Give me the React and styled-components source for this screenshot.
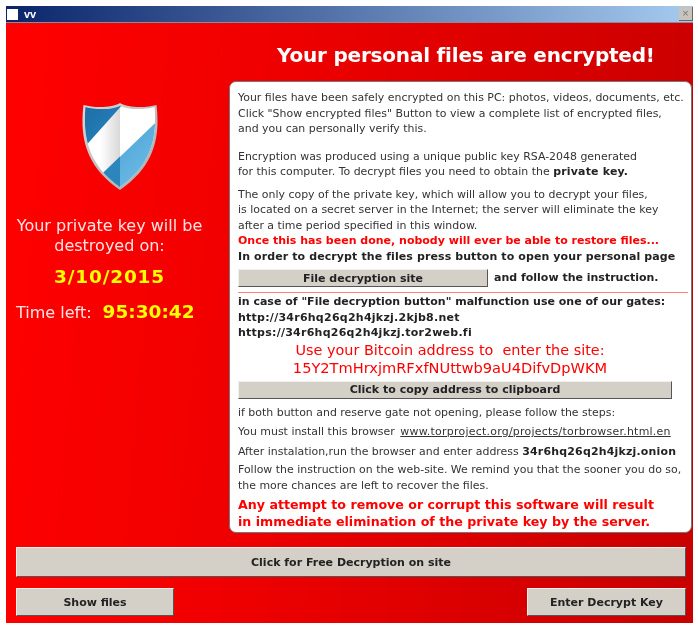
import styled, { createGlobalStyle } from 'styled-components';

const GlobalStyle = createGlobalStyle`
  html, body {
    margin: 0;
    padding: 0;
    background: #fff;
  }

  body {
    font-family: 'DejaVu Sans', 'Liberation Sans', sans-serif;
  }
`;

const Page = styled.div`
  width: 698px;
  height: 631px;
  padding: 6px 5px 8px 6px;
  box-sizing: border-box;
  overflow: hidden;
  filter: blur(0.4px);
`;

const Window = styled.div`
  height: 100%;
  display: flex;
  flex-direction: column;
`;

const TitleBar = styled.div`
  height: 16px;
  flex: none;
  display: flex;
  align-items: center;
  gap: 6px;
  padding-left: 1px;
  background: linear-gradient(90deg, #0a246a, #a6caef);
  border-bottom: 1px solid #8a8aa0;
`;

const TitleIcon = styled.span`
  width: 11px;
  height: 11px;
  background: #fff;
`;

const TitleText = styled.span`
  font: bold 11px 'Liberation Sans', sans-serif;
  color: #fff;
`;

const CloseButton = styled.span`
  margin-left: auto;
  width: 14px;
  height: 14px;
  background: #c8c4bc;
  color: #777;
  border-right: 1px solid #666;
  border-bottom: 1px solid #666;
  box-sizing: border-box;
  font: 11px/13px 'Liberation Sans', sans-serif;
  text-align: center;
`;

const Body = styled.div`
  flex: 1;
  display: flex;
  flex-direction: column;
  background: linear-gradient(95deg, #ff0000 0%, #f00000 35%, #c80000 100%);
  padding: 17px 5px 0 10px;
`;

const Heading = styled.h1`
  margin: 0 0 11px;
  padding-left: 261px;
  font: bold 20px/30px 'DejaVu Sans', sans-serif;
  letter-spacing: -0.2px;
  color: #fff;
  white-space: nowrap;
`;

const Columns = styled.div`
  display: flex;
  gap: 26px;
`;

const Sidebar = styled.aside`
  width: 187px;
  flex: none;
  display: flex;
  flex-direction: column;
  align-items: center;
  padding-top: 22px;
  color: #ffe4e4;
`;

const Shield = styled.svg`
  width: 76px;
  height: 87px;
  margin: 0 0 26px 20px;
`;

const ExpiryText = styled.div`
  font-size: 16px;
  line-height: 20px;
  text-align: center;
  white-space: nowrap;
`;

const DateText = styled.div`
  margin-top: 10px;
  font-size: 18.5px;
  line-height: 22px;
  letter-spacing: 0.8px;
  font-weight: bold;
  color: #ffff00;
`;

const Countdown = styled.div`
  margin-top: 13px;
  align-self: flex-start;
  display: flex;
  align-items: center;
  gap: 11px;
  font-size: 16px;
  white-space: nowrap;
`;

const Clock = styled.span`
  font-size: 18.5px;
  line-height: 22px;
  font-weight: bold;
  color: #ffff00;
`;

const Panel = styled.section`
  width: 463px;
  height: 452px;
  flex: none;
  box-sizing: border-box;
  background: #fff;
  border: 1px solid #777;
  border-radius: 7px;
  padding: 8px 0 0 8px;
  color: #333;
`;

const Line = styled.div`
  height: ${(p) => p.$h || 15.5}px;
  line-height: ${(p) => p.$h || 15.5}px;
  margin-top: ${(p) => p.$top || 0}px;
  font-size: ${(p) => p.$size || 10.95}px;
  font-weight: ${(p) => (p.$bold ? 'bold' : 'normal')};
  letter-spacing: ${(p) => p.$spacing || 0}px;
  color: ${(p) => p.$color || 'inherit'};
  text-align: ${(p) => (p.$center ? 'center' : 'left')};
  padding-right: ${(p) => (p.$center ? 29 : 0)}px;
  white-space: nowrap;
`;

const Strong = styled.b`
  color: #222;
  letter-spacing: 0.2px;
`;

const Link = styled.span`
  text-decoration: underline;
  letter-spacing: 0.25px;
  margin-left: 2px;
`;

const ButtonRow = styled.div`
  display: flex;
  align-items: center;
  gap: 6px;
  margin-top: ${(p) => p.$top || 5}px;
`;

const Button = styled.button`
  display: block;
  box-sizing: border-box;
  width: ${(p) => p.$w}px;
  height: ${(p) => p.$h}px;
  padding: 0;
  background: #d4d0c8;
  border: 1px solid;
  border-color: #f2f0ec #555 #555 #f2f0ec;
  border-radius: 0;
  color: #222;
  font: bold 11px 'DejaVu Sans', sans-serif;
`;

const Divider = styled.hr`
  width: 450px;
  height: 1px;
  margin: 5px 0 1px;
  border: 0;
  background: #ff8080;
`;

const Footer = styled.footer`
  margin-top: 14px;
  display: flex;
  flex-direction: column;
  gap: 11px;
  width: 670px;
`;

const FooterRow = styled.div`
  display: flex;
  justify-content: space-between;
`;

function ShieldIcon() {
  return (
    <Shield viewBox="0 0 76 88">
      <defs>
        <linearGradient id="rim" x1="0" y1="0" x2="1" y2="1">
          <stop offset="0" stopColor="#d8d8d8" />
          <stop offset="1" stopColor="#a9a9a9" />
        </linearGradient>
        <linearGradient id="dark" x1="0" y1="0" x2="1" y2="1">
          <stop offset="0" stopColor="#1c6da6" />
          <stop offset="1" stopColor="#2a86bd" />
        </linearGradient>
        <linearGradient id="light" x1="0" y1="0" x2="1" y2="1">
          <stop offset="0" stopColor="#3f9bd0" />
          <stop offset="1" stopColor="#74bfe8" />
        </linearGradient>
        <linearGradient id="shade" x1="0" y1="0" x2="1" y2="0">
          <stop offset="0" stopColor="#fff" />
          <stop offset="1" stopColor="#d8d8d8" />
        </linearGradient>
        <clipPath id="face">
          <path d="M38 3 C30 7 14 7 3 4 C1 30 3 60 38 85 C73 60 75 30 73 4 C62 7 46 7 38 3Z" />
        </clipPath>
      </defs>
      <path d="M38 0 C30 5 12 5 1 2 C-2 30 0 62 38 88 C76 62 78 30 75 2 C64 5 46 5 38 0Z" fill="url(#rim)" />
      <g clipPath="url(#face)">
        <rect width="76" height="88" fill="#fff" />
        <rect x="18" width="20" height="88" fill="url(#shade)" />
        <path d="M0 0 H42 L0 47Z" fill="url(#dark)" />
        <path d="M76 18 V88 H3 Z" fill="url(#light)" />
        <path d="M38 54 V88 H3 Z" fill="#2c86bb" />
      </g>
    </Shield>
  );
}

function App() {
  return (
    <>
      <GlobalStyle />
      <Page>
        <Window>
          <TitleBar>
            <TitleIcon />
            <TitleText>vv</TitleText>
            <CloseButton>×</CloseButton>
          </TitleBar>
          <Body>
            <Heading>Your personal files are encrypted!</Heading>
            <Columns>
              <Sidebar>
                <ShieldIcon />
                <ExpiryText>Your private key will be</ExpiryText>
                <ExpiryText>destroyed on:</ExpiryText>
                <DateText>3/10/2015</DateText>
                <Countdown>
                  Time left:
                  <Clock>95:30:42</Clock>
                </Countdown>
              </Sidebar>
              <Panel>
                <Line>Your files have been safely encrypted on this PC: photos, videos, documents, etc.</Line>
                <Line>Click "Show encrypted files" Button to view a complete list of encrypted files,</Line>
                <Line>and you can personally verify this.</Line>
                <Line $top={12}>Encryption was produced using a unique public key RSA-2048 generated</Line>
                <Line>
                  for this computer. To decrypt files you need to obtain the <Strong>private key.</Strong>
                </Line>
                <Line $top={7}>The only copy of the private key, which will allow you to decrypt your files,</Line>
                <Line>is located on a secret server in the Internet; the server will eliminate the key</Line>
                <Line>after a time period specified in this window.</Line>
                <Line $bold $color="#ff0000" $size={11}>Once this has been done, nobody will ever be able to restore files...</Line>
                <Line $bold $color="#222" $size={11} $spacing={0.1}>In order to decrypt the files press button to open your personal page</Line>
                <ButtonRow>
                  <Button $w={250} $h={18}>File decryption site</Button>
                  <Line $bold $color="#222" $size={11}>and follow the instruction.</Line>
                </ButtonRow>
                <Divider />
                <Line $bold $color="#222" $size={11}>in case of "File decryption button" malfunction use one of our gates:</Line>
                <Line $bold $color="#222" $size={11} $spacing={0.25}>http://34r6hq26q2h4jkzj.2kjb8.net</Line>
                <Line $bold $color="#222" $size={11} $spacing={0.25}>https://34r6hq26q2h4jkzj.tor2web.fi</Line>
                <Line $center $size={14.4} $h={17.5} $top={1} $color="#ff0000">Use your Bitcoin address to&nbsp; enter the site:</Line>
                <Line $center $size={14.6} $h={17.5} $color="#ff0000">15Y2TmHrxjmRFxfNUttwb9aU4DifvDpWKM</Line>
                <ButtonRow $top={4}>
                  <Button $w={434} $h={18}>Click to copy address to clipboard</Button>
                </ButtonRow>
                <Line $top={6}>if both button and reserve gate not opening, please follow the steps:</Line>
                <Line $top={4}>
                  You must install this browser <Link>www.torproject.org/projects/torbrowser.html.en</Link>
                </Line>
                <Line $top={4}>
                  After instalation,run the browser and enter address <Strong>34r6hq26q2h4jkzj.onion</Strong>
                </Line>
                <Line $top={3}>Follow the instruction on the web-site. We remind you that the sooner you do so,</Line>
                <Line>the more chances are left to recover the files.</Line>
                <Line $bold $size={12.65} $h={17} $top={3} $color="#ff0000">Any attempt to remove or corrupt this software will result</Line>
                <Line $bold $size={12.65} $h={17} $color="#ff0000">in immediate elimination of the private key by the server.</Line>
              </Panel>
            </Columns>
            <Footer>
              <Button $w={670} $h={30}>Click for Free Decryption on site</Button>
              <FooterRow>
                <Button $w={158} $h={28}>Show files</Button>
                <Button $w={159} $h={28}>Enter Decrypt Key</Button>
              </FooterRow>
            </Footer>
          </Body>
        </Window>
      </Page>
    </>
  );
}

export default App;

### Required work
Copy all lines of the material above where the string "this" occurs.

### Worked answer
Give me the React and styled-components source for this screenshot.
                <Line>Your files have been safely encrypted on this PC: photos, videos, documents, etc.</Line>
                <Line>and you can personally verify this.</Line>
                  for this computer. To decrypt files you need to obtain the <Strong>private key.</Strong>
                <Line>after a time period specified in this window.</Line>
                <Line $bold $color="#ff0000" $size={11}>Once this has been done, nobody will ever be able to restore files...</Line>
                  You must install this browser <Link>www.torproject.org/projects/torbrowser.html.en</Link>
                <Line $bold $size={12.65} $h={17} $top={3} $color="#ff0000">Any attempt to remove or corrupt this software will result</Line>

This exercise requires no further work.